IRS whistleblowers collected $53 million in 2013, by snitching on their tax-cheating friends, neighbors and co-workers — or anyone who might owe at least $2 million in taxes to the government. But critics this week slammed the IRS whistleblower program as a failure, because it is, they say, too slow to pay off tipsters who turn in in tax frauds.

Sometimes, they say, the IRS simply does not pay out the promised rewards at all.

The IRS released its annual whistleblower report on Friday, telling Congress that the $53 million payout was spread among 122 tipsters, for an average of about $435,000 per reward. But those 122 were culled from 9,268 reports that came in from whistleblowers.

All told, the IRS scooped up $367 million in taxes it would not have otherwise collected, thanks to the IRS whistleblowers. But even though the number of total tips was somewhat higher than in 2012, the number of tips that led to collections was lower, as was the total sum collected.

In 2012, the IRS collected $592 million thanks to whistleblower tips.

Even Senator Chuck Grassley, who helped write the seven-year-old IRS whistleblower law, complained that the IRS was too slow to pay out rewards to its informants, creating a disincentive for tipsters to come forward with information about tax cheats.

“There’s a lot of pending cases that they are not zeroing in on,” said Grassley, an Iowa Republican. “It’s taking them forever to make decisions, and whistleblowers in the meantime don’t get adequate updates or any information whatsoever.”

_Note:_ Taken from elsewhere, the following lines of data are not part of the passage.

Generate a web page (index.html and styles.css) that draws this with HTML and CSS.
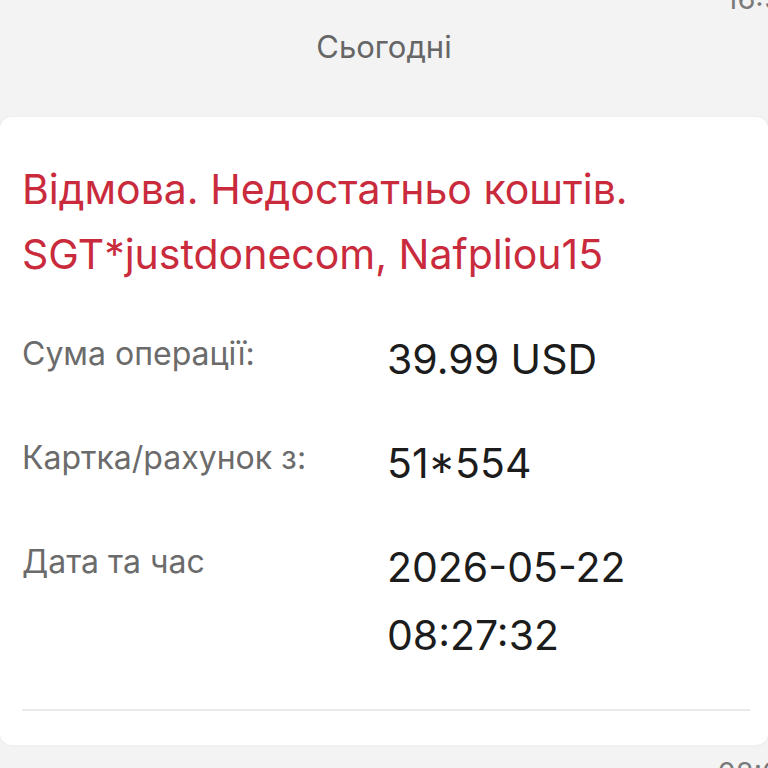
FILE: index.html
```html
<!DOCTYPE html>
<html lang="uk">
<head>
<meta charset="utf-8">
<link rel="stylesheet" href="styles.css">
</head>
<body>
<div class="page">
  <div class="time-row time-prev"><span class="time">16:55</span></div>
  <div class="day">Сьогодні</div>
  <div class="card">
    <div class="title">Відмова. Недостатньо коштів. SGT*justdonecom, Nafpliou15</div>
    <div class="details">
      <div class="label">Сума операції:</div>
      <div class="value">39.99 USD</div>
      <div class="label">Картка/рахунок з:</div>
      <div class="value">51*554</div>
      <div class="label">Дата та час</div>
      <div class="value">2026-05-22<br>08:27:32</div>
    </div>
    <div class="divider"></div>
  </div>
  <div class="time-row time-next"><span class="time">08:05</span></div>
</div>
</body>
</html>
```
FILE: styles.css
```css
html, body {
  margin: 0;
  padding: 0;
  background: #f3f3f3;
  overflow: hidden;
}
.page {
  width: 768px;
  height: 768px;
  overflow: hidden;
  font-family: Inter, Roboto, sans-serif;
}
.time-row {
  display: flex;
  justify-content: flex-end;
}
.time {
  font-size: 29px;
  line-height: 30px;
  color: #7a7a7a;
}
.time-prev {
  margin-top: -16px;
}
.time-prev .time {
  margin-right: -31px;
}
.day {
  text-align: center;
  font-size: 31px;
  line-height: 40px;
  color: #666666;
  margin-top: 13px;
}
.card {
  margin-top: 50px;
  background: #ffffff;
  border-radius: 12px;
  padding: 40px 18px 34px 22px;
  box-shadow: 0 0 4px rgba(0,0,0,0.04);
}
.title {
  color: #c92b3d;
  font-size: 41px;
  line-height: 65px;
  margin-bottom: 38px;
}
.details {
  display: grid;
  grid-template-columns: 365px 1fr;
  row-gap: 36px;
  align-items: start;
}
.label {
  font-size: 32px;
  line-height: 58px;
  color: #6b6b6b;
}
.value {
  font-size: 41px;
  line-height: 68px;
  color: #1c1c1c;
}
.divider {
  height: 2px;
  background: #e9e9e9;
  margin-top: 40px;
}
.time-next {
  margin-top: 13px;
}
.time-next .time {
  margin-right: -30px;
}
```
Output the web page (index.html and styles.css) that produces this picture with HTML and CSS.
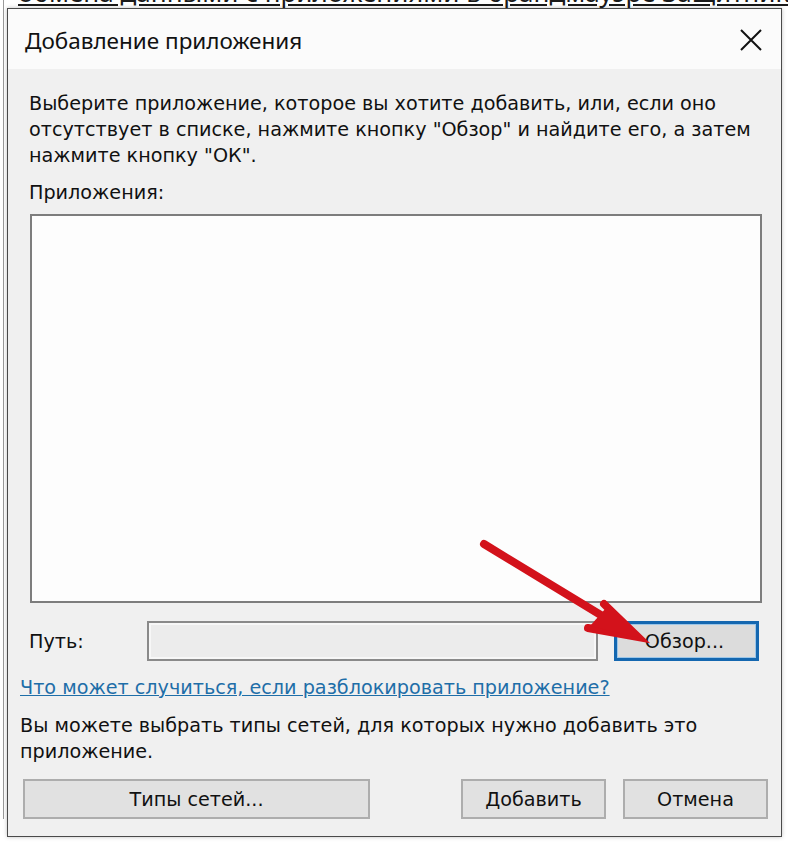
FILE: index.html
```html
<!DOCTYPE html>
<html lang="ru">
<head>
<meta charset="utf-8">
<link rel="stylesheet" href="styles.css">
</head>
<body>
<div class="desk">
  <div class="bgwin">
    <p class="bgtext">обмена данными с приложениями в брандмауэре Защитника</p>
  </div>
  <div class="dialog">
    <div class="titlebar">
      <span class="title">Добавление приложения</span>
      <svg class="close" width="24" height="24" viewBox="0 0 24 24"><path d="M2 2 L22 22 M22 2 L2 22" stroke="#111" stroke-width="2" fill="none"/></svg>
    </div>
    <div class="body">
      <div class="upper">
        <p class="intro">Выберите приложение, которое вы хотите добавить, или, если оно отсутствует в списке, нажмите кнопку "Обзор" и найдите его, а затем нажмите кнопку "ОК".</p>
        <p class="label">Приложения:</p>
        <div class="listbox"></div>
        <div class="pathrow">
          <span class="pathlabel">Путь:</span>
          <div class="pathinput"></div>
          <button class="btn btn-focus">Обзор...</button>
        </div>
      </div>
      <div class="lower">
        <a class="link" href="#">Что может случиться, если разблокировать приложение?</a>
        <p class="note">Вы можете выбрать типы сетей, для которых нужно добавить это приложение.</p>
        <div class="btnrow">
          <button class="btn btn-wide">Типы сетей...</button>
          <div class="spacer"></div>
          <button class="btn">Добавить</button>
          <button class="btn">Отмена</button>
        </div>
      </div>
    </div>
  </div>
  <svg class="arrow" width="788" height="842" viewBox="0 0 788 842">
    <g stroke="#d3121b" stroke-width="8" stroke-linecap="round" fill="none">
      <path d="M484 544 L632 634"/>
      <path d="M604 604 L638 637 L588 628"/>
    </g>
    <path d="M606 608 L640 638 L590 626 Z" fill="#d3121b"/>
  </svg>
</div>
</body>
</html>
```
FILE: styles.css
```css
* { box-sizing: border-box; }
html, body { margin: 0; padding: 0; }
body {
  width: 788px;
  height: 842px;
  overflow: hidden;
  background: #ffffff;
  font-family: "DejaVu Sans", "Noto Sans", sans-serif;
  color: #111;
}
.desk {
  position: relative;
  width: 788px;
  height: 842px;
  overflow: hidden;
}
.bgwin {
  height: 842px;
  border-left: 1px solid #9a9a9a;
  margin-left: 3px;
}
.bgtext {
  margin: -23px 0 0 14px;
  font-family: "Noto Sans", sans-serif;
  font-size: 26px;
  line-height: 30px;
  white-space: nowrap;
  color: #1a1a1a;
  text-decoration: underline;
}
.dialog {
  position: absolute;
  left: 7px;
  top: 8px;
  width: 775px;
  height: 829px;
  border: 1px solid #4a4a4a;
  background: #f0f0f0;
  display: flex;
  flex-direction: column;
  box-shadow: 0 0 4px rgba(0,0,0,0.25);
}
.titlebar {
  height: 60px;
  background: #fbfbfb;
  display: flex;
  align-items: center;
  justify-content: space-between;
  padding: 0 18px 0 17px;
  flex-shrink: 0;
}
.title {
  font-family: "Noto Sans", sans-serif;
  font-size: 22.5px;
  color: #111;
  padding-top: 2px;
}
.close { margin-top: 2px; }
.body {
  flex: 1;
  display: flex;
  flex-direction: column;
}
.upper {
  padding: 22px 19px 0 21px;
}
.intro {
  margin: 0;
  font-size: 19.2px;
  line-height: 26px;
  width: 735px;
}
.label {
  margin: 11px 0 0;
  font-size: 19.2px;
  line-height: 26px;
}
.listbox {
  margin-top: 8px;
  margin-left: 1px;
  height: 389px;
  background: #fdfdfd;
  border: 2px solid #7d7d7d;
}
.pathrow {
  margin-top: 18px;
  display: flex;
  align-items: center;
  height: 40px;
}
.pathlabel {
  font-size: 19.2px;
  width: 118px;
  flex-shrink: 0;
}
.pathinput {
  width: 451px;
  height: 40px;
  border: 2px solid #8a8a8a;
  background: #ececec;
  box-shadow: inset 0 0 0 2px #f7f7f7;
}
.btn {
  font-family: "DejaVu Sans", "Noto Sans", sans-serif;
  font-size: 19.2px;
  color: #111;
  background: #e1e1e1;
  border: 2px solid #adadad;
  height: 40px;
  width: 145px;
  padding: 0;
  margin: 0;
}
.btn-focus {
  margin-left: 16px;
  border: 3px solid #1467b0;
  background: #dcdcdc;
  box-shadow: inset 0 0 0 1px #9cc6e8;
  padding-right: 4px;
}
.lower {
  padding: 14px 0 0 12px;
}
.link {
  display: block;
  font-size: 19.2px;
  line-height: 26px;
  color: #1e6ea8;
  text-decoration: underline;
}
.note {
  margin: 12px 0 0;
  font-size: 19.2px;
  line-height: 26px;
  width: 720px;
}
.btnrow {
  margin-top: 14px;
  display: flex;
  align-items: center;
  padding-left: 3px;
}
.btn-wide { width: 347px; }
.spacer { width: 91px; }
.btnrow .btn + .btn { margin-left: 17px; }
.btnrow .spacer + .btn { margin-left: 0; }
.arrow {
  position: absolute;
  left: 0;
  top: 0;
  pointer-events: none;
}
```
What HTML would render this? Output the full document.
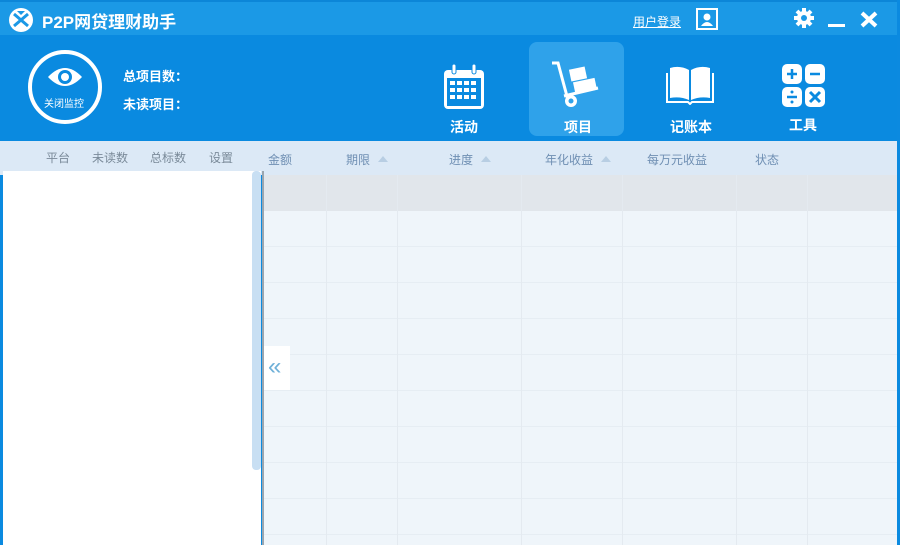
<!DOCTYPE html>
<html><head><meta charset="utf-8"><style>
*{margin:0;padding:0;box-sizing:border-box}
body{width:900px;height:545px;overflow:hidden;background:#0b8ae0;font-family:"Liberation Sans","Noto Sans CJK SC",sans-serif;position:relative}
.abs{position:absolute}
.title{left:0;top:0;width:900px;height:35px;background:#1b99e6;border-top:2px solid #0c86d8}
.head{left:0;top:35px;width:900px;height:106px;background:#0a8ae0}
.t{color:#fff;font-weight:bold}
.colh{left:0;top:141px;width:900px;height:34px;background:#dce9f6}
.ch{font-size:12px;color:#7a8a99;top:149px}
.ch2{font-size:12px;color:#6f8fb3;top:151px}
.tri{width:0;height:0;border-left:5px solid transparent;border-right:5px solid transparent;border-bottom:6px solid #b8cee3;top:156px}
.tab{left:264px;top:175px;width:636px;height:370px;background:#eff5fa}
.nav{font-size:14px;color:#fff;font-weight:bold}
</style></head><body>
<div class="abs title"></div>
<svg class="abs" style="left:8px;top:7px" width="26" height="26" viewBox="0 0 26 26"><circle cx="13" cy="13" r="12" fill="#fff"/><path d="M6 7 L13 13 L6 19 M20 7 L13 13 L20 19" stroke="#1b99e6" stroke-width="3" fill="none"/><path d="M9 4 L13 8 L17 4Z" fill="#1b99e6"/></svg>
<div class="abs t" style="left:42px;top:8px;font-size:17px">P2P网贷理财助手</div>
<div class="abs" style="left:633px;top:13px;font-size:12px;color:#fff;text-decoration:underline">用户登录</div>
<svg class="abs" style="left:696px;top:8px" width="22" height="22" viewBox="0 0 22 22"><rect x="1" y="1" width="20" height="20" fill="none" stroke="#fff" stroke-width="2"/><circle cx="11" cy="9" r="3.5" fill="#fff"/><path d="M5 18 Q11 10 17 18Z" fill="#fff"/></svg>
<svg class="abs" style="left:793px;top:7px" width="22" height="22" viewBox="0 0 22 22"><g stroke="#fff" stroke-width="4"><path d="M11 1V21M1 11H21M4 4L18 18M18 4L4 18"/></g><circle cx="11" cy="11" r="7" fill="#fff"/><circle cx="11" cy="11" r="3" fill="#1b99e6"/></svg>
<div class="abs" style="left:828px;top:24px;width:17px;height:3px;background:#fff"></div>
<svg class="abs" style="left:860px;top:11px" width="18" height="17"><path d="M2 2L16 15M16 2L2 15" stroke="#fff" stroke-width="4"/></svg>
<div class="abs head"></div>
<div class="abs" style="left:28px;top:50px;width:74px;height:74px;border:4px solid #fff;border-radius:50%;"></div>
<svg class="abs" style="left:45px;top:64px" width="40" height="26" viewBox="0 0 40 26"><path d="M3 13 Q20 -5 37 13 Q20 31 3 13Z" fill="#fff"/><circle cx="20" cy="13" r="7" fill="#0a8ae0"/><circle cx="20" cy="13" r="4" fill="#fff"/></svg>
<div class="abs" style="left:44px;top:95px;font-size:10px;color:#fff">关闭监控</div>
<div class="abs t" style="left:123px;top:66px;font-size:13px">总项目数：</div>
<div class="abs t" style="left:123px;top:94px;font-size:13px">未读项目：</div>
<svg class="abs" style="left:443px;top:64px" width="42" height="46" viewBox="0 0 42 46"><rect x="1" y="6" width="40" height="39" rx="4" fill="#fff"/><rect x="4" y="14" width="34" height="28" fill="#0a8ae0"/><g fill="#fff"><rect x="7" y="17" width="5" height="4"/><rect x="14" y="17" width="5" height="4"/><rect x="21" y="17" width="5" height="4"/><rect x="28" y="17" width="5" height="4"/><rect x="7" y="24" width="5" height="4"/><rect x="14" y="24" width="5" height="4"/><rect x="21" y="24" width="5" height="4"/><rect x="28" y="24" width="5" height="4"/><rect x="7" y="31" width="5" height="4"/><rect x="14" y="31" width="5" height="4"/><rect x="21" y="31" width="5" height="4"/><rect x="28" y="31" width="5" height="4"/></g><rect x="9" y="0" width="4" height="10" rx="2" fill="#fff" stroke="#0a8ae0"/><rect x="29" y="0" width="4" height="10" rx="2" fill="#fff" stroke="#0a8ae0"/></svg>
<div class="abs nav" style="left:450px;top:117px">活动</div>
<div class="abs" style="left:529px;top:42px;width:95px;height:94px;background:#2fa2ea;border-radius:8px"></div>
<svg class="abs" style="left:550px;top:60px" width="52" height="50" viewBox="0 0 52 50"><path d="M2 3 L8 3 L18 40 M14 36 L48 28" stroke="#fff" stroke-width="3" fill="none"/><rect x="20" y="8" width="16" height="12" fill="#fff" transform="rotate(-12 28 14)"/><rect x="24" y="20" width="22" height="12" fill="#fff" transform="rotate(-12 35 26)"/><circle cx="21" cy="41" r="6" fill="#fff"/><circle cx="21" cy="41" r="2.5" fill="#2fa2ea"/></svg>
<div class="abs nav" style="left:564px;top:117px">项目</div>
<svg class="abs" style="left:666px;top:65px" width="48" height="40" viewBox="0 0 48 40"><path d="M4 3 Q14 0 23 5 L23 35 Q14 31 4 33Z M44 3 Q34 0 25 5 L25 35 Q34 31 44 33Z" fill="#fff"/><path d="M1 8 L1 37 L22 37 L24 39 L26 37 L47 37 L47 8" stroke="#fff" stroke-width="2" fill="none"/></svg>
<div class="abs nav" style="left:670px;top:117px">记账本</div>
<svg class="abs" style="left:782px;top:64px" width="44" height="44" viewBox="0 0 44 44"><rect x="0" y="0" width="20" height="20" rx="5" fill="#fff"/><rect x="23" y="0" width="20" height="20" rx="5" fill="#fff"/><rect x="0" y="23" width="20" height="20" rx="5" fill="#fff"/><rect x="23" y="23" width="20" height="20" rx="5" fill="#fff"/><path d="M5 10H15M10 5V15M28 10H38M5 33H15" stroke="#0a8ae0" stroke-width="2.5"/><circle cx="10" cy="28" r="1.5" fill="#0a8ae0"/><circle cx="10" cy="38" r="1.5" fill="#0a8ae0"/><path d="M28 28L38 38M38 28L28 38" stroke="#0a8ae0" stroke-width="3"/></svg>
<div class="abs nav" style="left:789px;top:115px">工具</div>
<div class="abs colh"></div>
<div class="abs ch" style="left:46px">平台</div>
<div class="abs ch" style="left:92px">未读数</div>
<div class="abs ch" style="left:150px">总标数</div>
<div class="abs ch" style="left:209px">设置</div>
<div class="abs ch2" style="left:268px">金额</div>
<div class="abs ch2" style="left:346px">期限</div><div class="abs tri" style="left:378px"></div>
<div class="abs ch2" style="left:449px">进度</div><div class="abs tri" style="left:481px"></div>
<div class="abs ch2" style="left:545px">年化收益</div><div class="abs tri" style="left:601px"></div>
<div class="abs ch2" style="left:647px">每万元收益</div>
<div class="abs ch2" style="left:755px">状态</div>
<div class="abs" style="left:3px;top:171px;width:248px;height:374px;background:#fff"></div>
<div class="abs" style="left:251px;top:171px;width:10px;height:374px;background:#fff"></div>
<div class="abs" style="left:252px;top:171px;width:9px;height:299px;background:#c8dff3;border-radius:4px"></div>
<div class="abs" style="left:262px;top:171px;width:2px;height:374px;background:#9aa6b0"></div>
<div class="abs tab"></div>
<div class="abs" style="left:264px;top:175px;width:636px;height:36px;background:#e1e6eb"></div>
<div class="abs" style="left:264px;top:211px;width:636px;height:334px;background:repeating-linear-gradient(to bottom,#eff5fa 0,#eff5fa 35px,#e6edf3 35px,#e6edf3 36px)"></div>
<div class="abs" style="left:326px;top:175px;width:1px;height:370px;background:#e4eaf0"></div>
<div class="abs" style="left:397px;top:175px;width:1px;height:370px;background:#e4eaf0"></div>
<div class="abs" style="left:521px;top:175px;width:1px;height:370px;background:#e4eaf0"></div>
<div class="abs" style="left:622px;top:175px;width:1px;height:370px;background:#e4eaf0"></div>
<div class="abs" style="left:736px;top:175px;width:1px;height:370px;background:#e4eaf0"></div>
<div class="abs" style="left:807px;top:175px;width:1px;height:370px;background:#e4eaf0"></div>
<div class="abs" style="left:264px;top:346px;width:26px;height:44px;background:#fff"></div>
<div class="abs" style="left:268px;top:352px;font-size:24px;color:#6fb0d8;line-height:30px">«</div>
<div class="abs" style="left:897px;top:0;width:3px;height:545px;background:#0b8ae0"></div>
</body></html>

The tipsters are often tax attorneys who often hear about taxpayers looking for ways to dodge large amounts owed to the IRS. One such attorney, Ralph Minto of Pittsburgh, told a local paper there that he has alerted the IRS to information in 10 different cases. But he has never seen a dime in rewards from the IRS.

“They took the information, and that’s the last you hear of it,” he said.

During a seminar in January, the IRS Whisteblower Office director Stephen Whitlock offered an explanation as to why informants often wait years to receive their promised rewards.

“The taxpayer has rights throughout the process,” Whitlock said. “We have to conduct an audit. We have to assess tax. The taxpayer can go through an administrative appeal. They can take a judicial appeal.”

If the IRS collects at least $2 million from a tip, whistleblowers under the law should receive between 15 and 30 percent of what the IRS brings in.